PATRICIA: People in bad times need a lift and it we give them a lift, they come to us. We give them what they need. The first half of the 70s,mid 70s, and the movement was for better clothes, during inflation, and I had a friend who opened a store up on Madison Avenue and he would be like, “come on let’s go!” he was in that vibe of the time and so he kind of influenced me and I bought a few things, very expensive and they flew out my door. I couldn’t believe I was selling this pant, I couldn’t keep it in stock!

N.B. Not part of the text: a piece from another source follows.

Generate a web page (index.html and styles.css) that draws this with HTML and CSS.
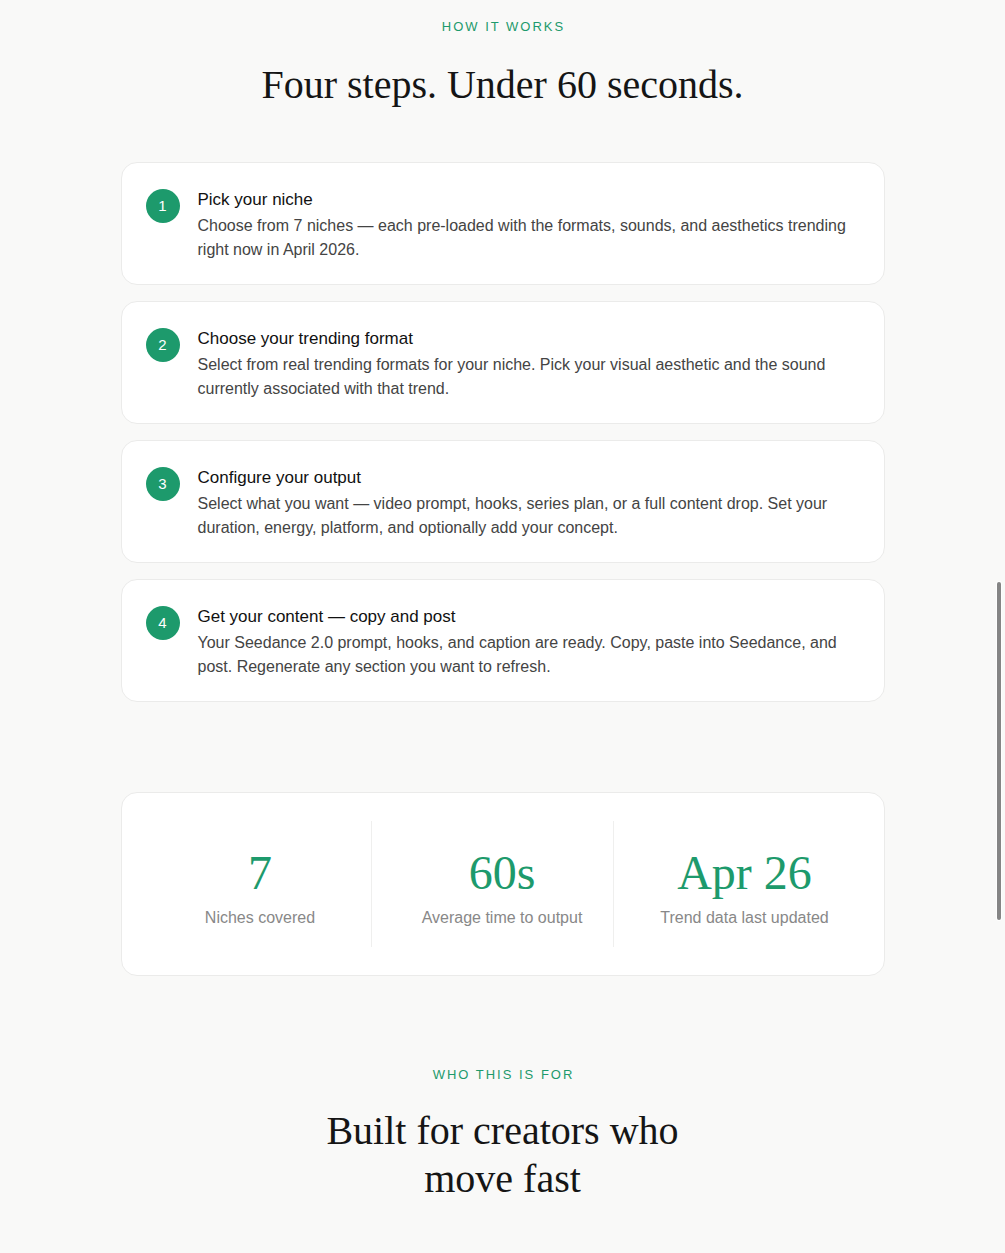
FILE: index.html
```html
<!DOCTYPE html>
<html lang="en">
<head>
<meta charset="utf-8">
<title>How it works</title>
<link rel="stylesheet" href="styles.css">
</head>
<body>
<main class="page">
  <section class="how">
    <p class="eyebrow">HOW IT WORKS</p>
    <h2 class="heading">Four steps. Under 60 seconds.</h2>
    <div class="steps">
      <div class="step">
        <div class="num">1</div>
        <div class="step-body">
          <h3 class="step-title">Pick your niche</h3>
          <p class="step-desc">Choose from 7 niches — each pre-loaded with the formats, sounds, and aesthetics trending right now in April 2026.</p>
        </div>
      </div>
      <div class="step">
        <div class="num">2</div>
        <div class="step-body">
          <h3 class="step-title">Choose your trending format</h3>
          <p class="step-desc">Select from real trending formats for your niche. Pick your visual aesthetic and the sound currently associated with that trend.</p>
        </div>
      </div>
      <div class="step">
        <div class="num">3</div>
        <div class="step-body">
          <h3 class="step-title">Configure your output</h3>
          <p class="step-desc">Select what you want — video prompt, hooks, series plan, or a full content drop. Set your duration, energy, platform, and optionally add your concept.</p>
        </div>
      </div>
      <div class="step">
        <div class="num">4</div>
        <div class="step-body">
          <h3 class="step-title">Get your content — copy and post</h3>
          <p class="step-desc">Your Seedance 2.0 prompt, hooks, and caption are ready. Copy, paste into Seedance, and post. Regenerate any section you want to refresh.</p>
        </div>
      </div>
    </div>
  </section>

  <section class="stats">
    <div class="stat">
      <div class="stat-num">7</div>
      <div class="stat-label">Niches covered</div>
    </div>
    <div class="stat">
      <div class="stat-num">60s</div>
      <div class="stat-label">Average time to output</div>
    </div>
    <div class="stat">
      <div class="stat-num">Apr 26</div>
      <div class="stat-label">Trend data last updated</div>
    </div>
  </section>

  <section class="who">
    <p class="eyebrow">WHO THIS IS FOR</p>
    <h2 class="heading heading-narrow">Built for creators who move fast</h2>
  </section>
</main>
<div class="scrollbar"></div>
</body>
</html>
```

FILE: styles.css
```css
html, body {
  margin: 0;
  padding: 0;
  height: 100%;
  overflow: hidden;
}

body {
  background: #f9f9f8;
  font-family: "Liberation Sans", Arial, Helvetica, sans-serif;
  color: #111;
}

.page {
  width: 764px;
  margin: 0 auto;
  padding-top: 17px;
}

.eyebrow {
  margin: 0;
  text-align: center;
  font-size: 13px;
  line-height: 20px;
  letter-spacing: 2px;
  color: #1d9a6c;
  padding-left: 2px;
}

.heading {
  margin: 24px 0 0;
  text-align: center;
  font-family: "Liberation Serif", "Times New Roman", serif;
  font-weight: 400;
  font-size: 40px;
  line-height: 48px;
  color: #151515;
}

.heading-narrow {
  max-width: 420px;
  margin-left: auto;
  margin-right: auto;
  margin-top: 22px;
}

.steps {
  margin-top: 53px;
  display: flex;
  flex-direction: column;
  gap: 16px;
}

.step {
  display: flex;
  align-items: flex-start;
  gap: 18px;
  background: #fff;
  border: 1px solid #ebebea;
  border-radius: 16px;
  padding: 25px 24px 22px;
}

.num {
  flex: 0 0 auto;
  width: 34px;
  height: 34px;
  margin-top: 1px;
  border-radius: 50%;
  background: #1d9a6c;
  color: #fff;
  font-size: 15px;
  line-height: 34px;
  text-align: center;
}

.step-body {
  flex: 1;
}

.step-title {
  margin: 0 0 2px;
  font-size: 17px;
  font-weight: 400;
  line-height: 24px;
  color: #111;
}

.step-desc {
  margin: 0;
  font-size: 16px;
  line-height: 24px;
  color: #444;
}

.stats {
  margin-top: 90px;
  display: grid;
  grid-template-columns: repeat(3, 1fr);
  gap: 20px;
  background: #fff;
  border: 1px solid #ebebea;
  border-radius: 16px;
  padding: 28px;
}

.stat {
  text-align: center;
  padding: 25px 0 17px;
}

.stat:not(:last-child) {
  border-right: 1px solid #efefee;
}

.stat-num {
  font-family: "Liberation Serif", "Times New Roman", serif;
  font-size: 48px;
  line-height: 53px;
  color: #1d9a6c;
}

.stat-label {
  margin-top: 7px;
  font-size: 16px;
  line-height: 24px;
  color: #888;
}

.who {
  padding-top: 89px;
}

.scrollbar {
  position: fixed;
  left: 997px;
  top: 582px;
  width: 4px;
  height: 338px;
  border-radius: 2px;
  background: #858585;
  box-shadow: 0 0 0 1px rgba(255,255,255,0.8);
}
```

So we went to Paris, these two nobodys in Paris trying to buy whatever, and we bought some stuff and went to some shows. I remember, these chiffon blouses, very delicate, and this blouse was selling in my store for 175 dollars and Patty Smith use to live next door in 1 Fifth Avenue, right by my old store, and she use to come in all the time and she said to me one day, “you know, I know you must wonder what I’m doing with this clothing,” because she was buying all this expensive stuff. And she’s like stumbling down my steps in some wrinkled old pant and she said, “I wear them on stage.” And she invited me to her last concert before she retired, on 14th street, and there she was in this gorgeous chiffon thing and it was all wrinkled and wrecked and it gave me an insight onto what was happening.

But when I saw those pants I thought, I’ll do the same thing in stretch fabric everywhere…and I created leggings and they flew out the door! They cost my seven dollars and I would sell them for 28 and at the same time Grease came out and then it was like a revolution. So I put all the expensive stuff on sale in the store because it was becoming a museum, not a store, and I got rid of all this stuff. Then a ll of a sudden the POP, 80s, world, BOOM….and now here we are, and 90’s are vintage!